Data segment>
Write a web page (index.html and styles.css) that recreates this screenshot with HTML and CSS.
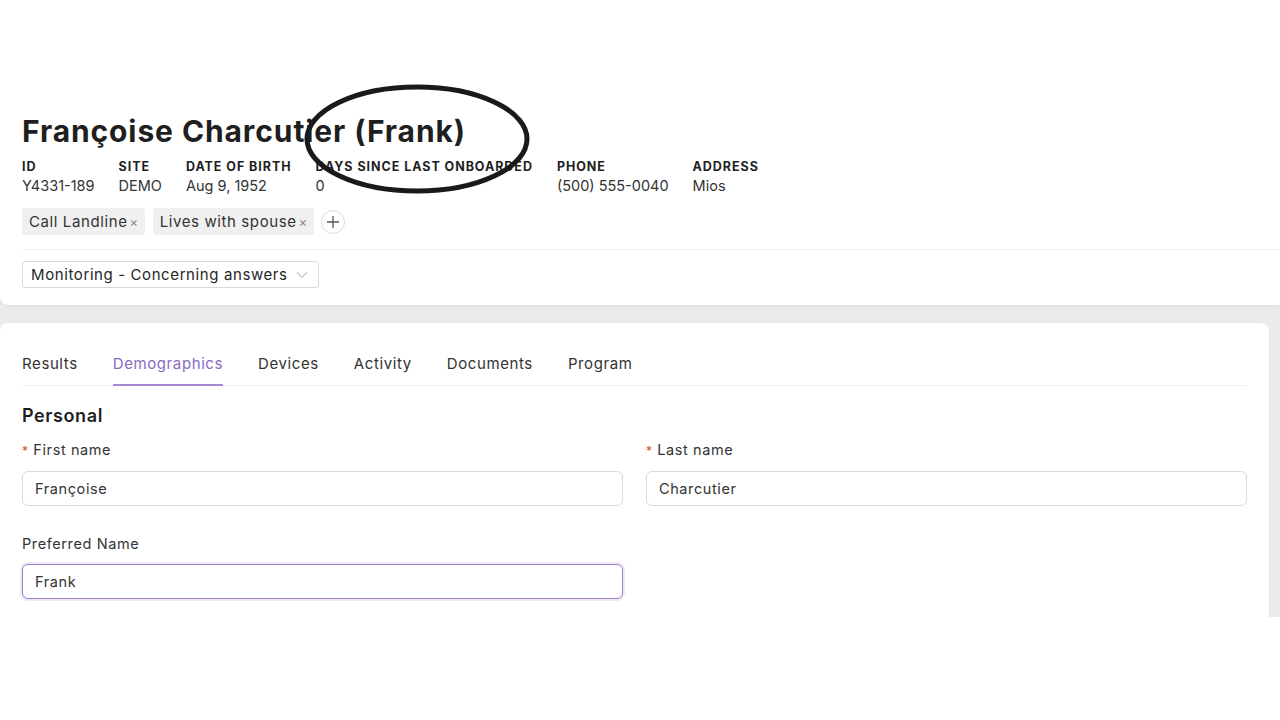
FILE: index.html
```html
<!DOCTYPE html>
<html lang="en">
<head>
    <meta charset="UTF-8">
    <meta name="viewport" content="width=device-width, initial-scale=1.0">
    <title>Françoise Charcutier (Frank)</title>
    <link rel="stylesheet" href="styles.css">
</head>
<body>
    <div class="frame">
        <div class="header">
            <h1>Françoise Charcutier (Frank)</h1>
            <div class="meta">
                <div class="meta-item"><span class="meta-label">ID</span><span class="meta-value">Y4331-189</span></div>
                <div class="meta-item"><span class="meta-label">Site</span><span class="meta-value">DEMO</span></div>
                <div class="meta-item"><span class="meta-label">Date of birth</span><span class="meta-value">Aug 9, 1952</span></div>
                <div class="meta-item"><span class="meta-label">Days since last onboarded</span><span class="meta-value">0</span></div>
                <div class="meta-item"><span class="meta-label">Phone</span><span class="meta-value">(500) 555-0040</span></div>
                <div class="meta-item"><span class="meta-label">Address</span><span class="meta-value">Mios</span></div>
            </div>
            <div class="tags">
                <span class="tag">Call Landline<span class="tag-x">×</span></span>
                <span class="tag">Lives with spouse<span class="tag-x">×</span></span>
                <span class="tag-add">
                    <svg width="14" height="14" viewBox="0 0 14 14"><path d="M7 1v12M1 7h12" stroke="#555" stroke-width="1.3" fill="none"/></svg>
                </span>
            </div>
            <div class="divider"></div>
            <div class="status-select">
                Monitoring - Concerning answers
                <svg width="12" height="8" viewBox="0 0 12 8"><path d="M1 1.5l5 5 5-5" stroke="#c4c4c4" stroke-width="1.1" fill="none"/></svg>
            </div>
        </div>

        <div class="card">
            <div class="tabs">
                <span class="tab">Results</span>
                <span class="tab active">Demographics</span>
                <span class="tab">Devices</span>
                <span class="tab">Activity</span>
                <span class="tab">Documents</span>
                <span class="tab">Program</span>
            </div>
            <h2>Personal</h2>
            <div class="form-grid">
                <div class="field">
                    <label><span class="req">*</span> First name</label>
                    <div class="input">Françoise</div>
                </div>
                <div class="field">
                    <label><span class="req">*</span> Last name</label>
                    <div class="input">Charcutier</div>
                </div>
                <div class="field">
                    <label>Preferred Name</label>
                    <div class="input focused">Frank</div>
                </div>
            </div>
        </div>

        <svg class="annotation" width="236" height="118" viewBox="0 0 236 118">
            <ellipse cx="118" cy="59" rx="110" ry="52" stroke="#1a1a1a" stroke-width="5" fill="none"/>
        </svg>
    </div>
</body>
</html>
```

FILE: styles.css
```css
body {
    margin: 0;
    background: #fff;
    font-family: Inter, "Open Sans", sans-serif;
    color: #262626;
    letter-spacing: 0.6px;
}
.frame {
    position: relative;
    height: 617px;
    background: #ebebeb;
    overflow: hidden;
}
.header {
    background: #fff;
    height: 305px;
    box-sizing: border-box;
    padding: 112px 0 0 22px;
    border-radius: 0 0 0 8px;
    box-shadow: 0 1px 3px rgba(0,0,0,0.06);
}
h1 {
    margin: 0;
    font-size: 30px;
    font-weight: 700;
    line-height: 38px;
    color: #1f1f1f;
    letter-spacing: 0.9px;
}
.meta {
    display: flex;
    gap: 24px;
    margin-top: 8px;
}
.meta-item {
    display: flex;
    flex-direction: column;
}
.meta-label {
    font-size: 12.5px;
    font-weight: 700;
    text-transform: uppercase;
    line-height: 18px;
    letter-spacing: 0.95px;
    color: #1f1f1f;
}
.meta-value {
    font-size: 14.5px;
    line-height: 20px;
    letter-spacing: 0;
    color: #333;
}
.tags {
    display: flex;
    align-items: center;
    gap: 8px;
    margin-top: 12px;
}
.tag {
    background: #f0f0f0;
    border-radius: 3px;
    padding: 0 6px 0 7px;
    height: 27px;
    line-height: 27px;
    font-size: 15px;
    color: #333;
}
.tag-x {
    color: #888;
    font-size: 13px;
    margin-left: 2px;
}
.tag-add {
    width: 24px;
    height: 24px;
    border: 1px solid #d9d9d9;
    border-radius: 50%;
    display: flex;
    align-items: center;
    justify-content: center;
    margin-left: -1px;
    box-sizing: border-box;
}
.divider {
    height: 1px;
    background: #f0f0f0;
    margin-top: 14px;
}
.status-select {
    display: inline-flex;
    align-items: center;
    gap: 8px;
    margin-top: 11px;
    height: 25px;
    padding: 0 10px 0 8px;
    border: 1px solid #d9d9d9;
    border-radius: 3px;
    font-size: 15px;
    color: #262626;
}
.card {
    background: #fff;
    margin: 18px 11px 0 0;
    height: 300px;
    border-radius: 8px 8px 0 0;
    padding: 30px 22px 0 22px;
    box-sizing: border-box;
}
.tabs {
    display: flex;
    gap: 35px;
    border-bottom: 1px solid #f0f0f0;
}
.tab {
    font-size: 15px;
    line-height: 21px;
    padding-bottom: 10px;
    color: #333;
    border-bottom: 2px solid transparent;
    margin-bottom: -1px;
}
.tab.active {
    color: #8a6bbf;
    border-bottom-color: #a58ad2;
}
h2 {
    margin: 18px 0 0;
    font-size: 18px;
    font-weight: 600;
    line-height: 24px;
    color: #1f1f1f;
}
.form-grid {
    display: grid;
    grid-template-columns: 1fr 1fr;
    column-gap: 23px;
    row-gap: 28px;
    margin-top: 12px;
}
label {
    display: block;
    font-size: 14.5px;
    line-height: 20px;
    color: #333;
    margin-bottom: 10px;
}
.req {
    color: #e2452b;
    font-size: 12px;
}
.input {
    height: 35px;
    box-sizing: border-box;
    border: 1px solid #d9d9d9;
    border-radius: 6px;
    padding: 0 12px;
    line-height: 33px;
    font-size: 14.5px;
    color: #333;
}
.input.focused {
    border-color: #9a7fcb;
    box-shadow: 0 0 0 2px rgba(138,107,191,0.15);
}
.annotation {
    position: absolute;
    left: 299px;
    top: 80px;
}
```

Problem details>
Images in the data above are to be skipped. Retype all other material exactly.

Written solution>
Write a web page (index.html and styles.css) that recreates this screenshot with HTML and CSS.
FILE: index.html
```html
<!DOCTYPE html>
<html lang="en">
<head>
    <meta charset="UTF-8">
    <meta name="viewport" content="width=device-width, initial-scale=1.0">
    <title>Françoise Charcutier (Frank)</title>
    <link rel="stylesheet" href="styles.css">
</head>
<body>
    <div class="frame">
        <div class="header">
            <h1>Françoise Charcutier (Frank)</h1>
            <div class="meta">
                <div class="meta-item"><span class="meta-label">ID</span><span class="meta-value">Y4331-189</span></div>
                <div class="meta-item"><span class="meta-label">Site</span><span class="meta-value">DEMO</span></div>
                <div class="meta-item"><span class="meta-label">Date of birth</span><span class="meta-value">Aug 9, 1952</span></div>
                <div class="meta-item"><span class="meta-label">Days since last onboarded</span><span class="meta-value">0</span></div>
                <div class="meta-item"><span class="meta-label">Phone</span><span class="meta-value">(500) 555-0040</span></div>
                <div class="meta-item"><span class="meta-label">Address</span><span class="meta-value">Mios</span></div>
            </div>
            <div class="tags">
                <span class="tag">Call Landline<span class="tag-x">×</span></span>
                <span class="tag">Lives with spouse<span class="tag-x">×</span></span>
                <span class="tag-add">
                    <svg width="14" height="14" viewBox="0 0 14 14"><path d="M7 1v12M1 7h12" stroke="#555" stroke-width="1.3" fill="none"/></svg>
                </span>
            </div>
            <div class="divider"></div>
            <div class="status-select">
                Monitoring - Concerning answers
                <svg width="12" height="8" viewBox="0 0 12 8"><path d="M1 1.5l5 5 5-5" stroke="#c4c4c4" stroke-width="1.1" fill="none"/></svg>
            </div>
        </div>

        <div class="card">
            <div class="tabs">
                <span class="tab">Results</span>
                <span class="tab active">Demographics</span>
                <span class="tab">Devices</span>
                <span class="tab">Activity</span>
                <span class="tab">Documents</span>
                <span class="tab">Program</span>
            </div>
            <h2>Personal</h2>
            <div class="form-grid">
                <div class="field">
                    <label><span class="req">*</span> First name</label>
                    <div class="input">Françoise</div>
                </div>
                <div class="field">
                    <label><span class="req">*</span> Last name</label>
                    <div class="input">Charcutier</div>
                </div>
                <div class="field">
                    <label>Preferred Name</label>
                    <div class="input focused">Frank</div>
                </div>
            </div>
        </div>

        <svg class="annotation" width="236" height="118" viewBox="0 0 236 118">
            <ellipse cx="118" cy="59" rx="110" ry="52" stroke="#1a1a1a" stroke-width="5" fill="none"/>
        </svg>
    </div>
</body>
</html>
```

FILE: styles.css
```css
body {
    margin: 0;
    background: #fff;
    font-family: Inter, "Open Sans", sans-serif;
    color: #262626;
    letter-spacing: 0.6px;
}
.frame {
    position: relative;
    height: 617px;
    background: #ebebeb;
    overflow: hidden;
}
.header {
    background: #fff;
    height: 305px;
    box-sizing: border-box;
    padding: 112px 0 0 22px;
    border-radius: 0 0 0 8px;
    box-shadow: 0 1px 3px rgba(0,0,0,0.06);
}
h1 {
    margin: 0;
    font-size: 30px;
    font-weight: 700;
    line-height: 38px;
    color: #1f1f1f;
    letter-spacing: 0.9px;
}
.meta {
    display: flex;
    gap: 24px;
    margin-top: 8px;
}
.meta-item {
    display: flex;
    flex-direction: column;
}
.meta-label {
    font-size: 12.5px;
    font-weight: 700;
    text-transform: uppercase;
    line-height: 18px;
    letter-spacing: 0.95px;
    color: #1f1f1f;
}
.meta-value {
    font-size: 14.5px;
    line-height: 20px;
    letter-spacing: 0;
    color: #333;
}
.tags {
    display: flex;
    align-items: center;
    gap: 8px;
    margin-top: 12px;
}
.tag {
    background: #f0f0f0;
    border-radius: 3px;
    padding: 0 6px 0 7px;
    height: 27px;
    line-height: 27px;
    font-size: 15px;
    color: #333;
}
.tag-x {
    color: #888;
    font-size: 13px;
    margin-left: 2px;
}
.tag-add {
    width: 24px;
    height: 24px;
    border: 1px solid #d9d9d9;
    border-radius: 50%;
    display: flex;
    align-items: center;
    justify-content: center;
    margin-left: -1px;
    box-sizing: border-box;
}
.divider {
    height: 1px;
    background: #f0f0f0;
    margin-top: 14px;
}
.status-select {
    display: inline-flex;
    align-items: center;
    gap: 8px;
    margin-top: 11px;
    height: 25px;
    padding: 0 10px 0 8px;
    border: 1px solid #d9d9d9;
    border-radius: 3px;
    font-size: 15px;
    color: #262626;
}
.card {
    background: #fff;
    margin: 18px 11px 0 0;
    height: 300px;
    border-radius: 8px 8px 0 0;
    padding: 30px 22px 0 22px;
    box-sizing: border-box;
}
.tabs {
    display: flex;
    gap: 35px;
    border-bottom: 1px solid #f0f0f0;
}
.tab {
    font-size: 15px;
    line-height: 21px;
    padding-bottom: 10px;
    color: #333;
    border-bottom: 2px solid transparent;
    margin-bottom: -1px;
}
.tab.active {
    color: #8a6bbf;
    border-bottom-color: #a58ad2;
}
h2 {
    margin: 18px 0 0;
    font-size: 18px;
    font-weight: 600;
    line-height: 24px;
    color: #1f1f1f;
}
.form-grid {
    display: grid;
    grid-template-columns: 1fr 1fr;
    column-gap: 23px;
    row-gap: 28px;
    margin-top: 12px;
}
label {
    display: block;
    font-size: 14.5px;
    line-height: 20px;
    color: #333;
    margin-bottom: 10px;
}
.req {
    color: #e2452b;
    font-size: 12px;
}
.input {
    height: 35px;
    box-sizing: border-box;
    border: 1px solid #d9d9d9;
    border-radius: 6px;
    padding: 0 12px;
    line-height: 33px;
    font-size: 14.5px;
    color: #333;
}
.input.focused {
    border-color: #9a7fcb;
    box-shadow: 0 0 0 2px rgba(138,107,191,0.15);
}
.annotation {
    position: absolute;
    left: 299px;
    top: 80px;
}
```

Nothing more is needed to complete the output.